▸ PROBLEM TO WORK ON: Below is a listing to transcribe in full and exactly; keep the pictures out.

▸ DATA SEGMENT:

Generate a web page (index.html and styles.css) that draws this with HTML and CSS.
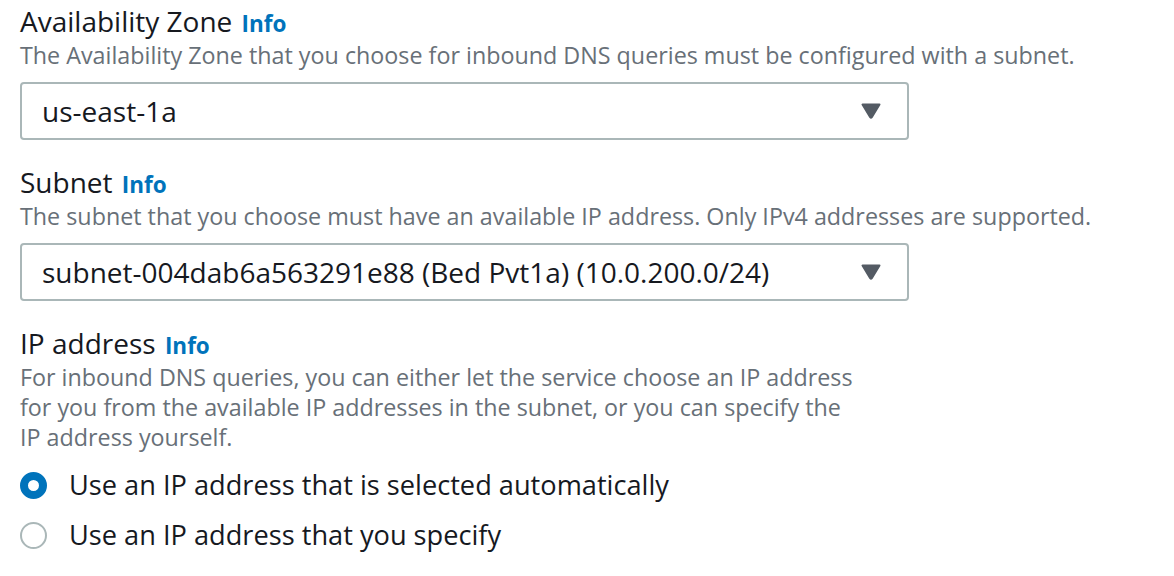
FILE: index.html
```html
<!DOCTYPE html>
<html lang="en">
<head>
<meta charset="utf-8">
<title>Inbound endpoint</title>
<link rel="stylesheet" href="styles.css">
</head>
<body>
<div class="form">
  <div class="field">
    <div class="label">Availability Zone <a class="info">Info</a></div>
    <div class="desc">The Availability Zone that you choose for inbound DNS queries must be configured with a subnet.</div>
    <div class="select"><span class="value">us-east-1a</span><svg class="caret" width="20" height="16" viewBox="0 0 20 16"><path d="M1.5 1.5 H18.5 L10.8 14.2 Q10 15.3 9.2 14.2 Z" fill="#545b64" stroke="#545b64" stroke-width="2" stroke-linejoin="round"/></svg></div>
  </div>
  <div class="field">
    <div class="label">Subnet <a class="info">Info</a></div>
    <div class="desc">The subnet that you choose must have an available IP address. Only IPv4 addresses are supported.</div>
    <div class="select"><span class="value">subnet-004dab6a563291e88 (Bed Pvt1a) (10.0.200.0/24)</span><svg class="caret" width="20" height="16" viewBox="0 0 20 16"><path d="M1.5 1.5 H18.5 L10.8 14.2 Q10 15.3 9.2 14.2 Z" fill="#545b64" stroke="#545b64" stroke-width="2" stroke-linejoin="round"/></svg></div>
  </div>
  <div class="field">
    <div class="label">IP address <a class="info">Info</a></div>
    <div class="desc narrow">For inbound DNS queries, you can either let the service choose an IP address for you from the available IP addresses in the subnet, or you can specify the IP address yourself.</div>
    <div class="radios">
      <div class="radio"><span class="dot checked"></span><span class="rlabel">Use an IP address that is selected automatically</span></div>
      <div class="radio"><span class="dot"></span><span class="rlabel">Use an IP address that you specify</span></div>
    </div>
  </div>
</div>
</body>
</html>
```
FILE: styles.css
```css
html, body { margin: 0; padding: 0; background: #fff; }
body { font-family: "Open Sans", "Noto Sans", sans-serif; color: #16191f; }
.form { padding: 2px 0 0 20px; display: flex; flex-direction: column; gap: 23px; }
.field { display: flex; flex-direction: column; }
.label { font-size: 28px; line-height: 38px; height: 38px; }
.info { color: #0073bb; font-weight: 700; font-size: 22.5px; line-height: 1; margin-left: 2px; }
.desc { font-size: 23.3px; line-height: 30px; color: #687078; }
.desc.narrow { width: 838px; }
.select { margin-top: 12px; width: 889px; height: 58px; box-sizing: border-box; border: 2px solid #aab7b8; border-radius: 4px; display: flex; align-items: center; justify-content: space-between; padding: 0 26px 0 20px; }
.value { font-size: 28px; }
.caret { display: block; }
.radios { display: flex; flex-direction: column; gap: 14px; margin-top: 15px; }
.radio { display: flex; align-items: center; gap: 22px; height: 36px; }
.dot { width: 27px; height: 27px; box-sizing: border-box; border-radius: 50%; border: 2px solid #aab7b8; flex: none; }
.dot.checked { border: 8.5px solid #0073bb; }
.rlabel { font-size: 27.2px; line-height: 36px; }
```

▸ FULL ANSWER:
Generate a web page (index.html and styles.css) that draws this with HTML and CSS.
FILE: index.html
```html
<!DOCTYPE html>
<html lang="en">
<head>
<meta charset="utf-8">
<title>Inbound endpoint</title>
<link rel="stylesheet" href="styles.css">
</head>
<body>
<div class="form">
  <div class="field">
    <div class="label">Availability Zone <a class="info">Info</a></div>
    <div class="desc">The Availability Zone that you choose for inbound DNS queries must be configured with a subnet.</div>
    <div class="select"><span class="value">us-east-1a</span><svg class="caret" width="20" height="16" viewBox="0 0 20 16"><path d="M1.5 1.5 H18.5 L10.8 14.2 Q10 15.3 9.2 14.2 Z" fill="#545b64" stroke="#545b64" stroke-width="2" stroke-linejoin="round"/></svg></div>
  </div>
  <div class="field">
    <div class="label">Subnet <a class="info">Info</a></div>
    <div class="desc">The subnet that you choose must have an available IP address. Only IPv4 addresses are supported.</div>
    <div class="select"><span class="value">subnet-004dab6a563291e88 (Bed Pvt1a) (10.0.200.0/24)</span><svg class="caret" width="20" height="16" viewBox="0 0 20 16"><path d="M1.5 1.5 H18.5 L10.8 14.2 Q10 15.3 9.2 14.2 Z" fill="#545b64" stroke="#545b64" stroke-width="2" stroke-linejoin="round"/></svg></div>
  </div>
  <div class="field">
    <div class="label">IP address <a class="info">Info</a></div>
    <div class="desc narrow">For inbound DNS queries, you can either let the service choose an IP address for you from the available IP addresses in the subnet, or you can specify the IP address yourself.</div>
    <div class="radios">
      <div class="radio"><span class="dot checked"></span><span class="rlabel">Use an IP address that is selected automatically</span></div>
      <div class="radio"><span class="dot"></span><span class="rlabel">Use an IP address that you specify</span></div>
    </div>
  </div>
</div>
</body>
</html>
```
FILE: styles.css
```css
html, body { margin: 0; padding: 0; background: #fff; }
body { font-family: "Open Sans", "Noto Sans", sans-serif; color: #16191f; }
.form { padding: 2px 0 0 20px; display: flex; flex-direction: column; gap: 23px; }
.field { display: flex; flex-direction: column; }
.label { font-size: 28px; line-height: 38px; height: 38px; }
.info { color: #0073bb; font-weight: 700; font-size: 22.5px; line-height: 1; margin-left: 2px; }
.desc { font-size: 23.3px; line-height: 30px; color: #687078; }
.desc.narrow { width: 838px; }
.select { margin-top: 12px; width: 889px; height: 58px; box-sizing: border-box; border: 2px solid #aab7b8; border-radius: 4px; display: flex; align-items: center; justify-content: space-between; padding: 0 26px 0 20px; }
.value { font-size: 28px; }
.caret { display: block; }
.radios { display: flex; flex-direction: column; gap: 14px; margin-top: 15px; }
.radio { display: flex; align-items: center; gap: 22px; height: 36px; }
.dot { width: 27px; height: 27px; box-sizing: border-box; border-radius: 50%; border: 2px solid #aab7b8; flex: none; }
.dot.checked { border: 8.5px solid #0073bb; }
.rlabel { font-size: 27.2px; line-height: 36px; }
```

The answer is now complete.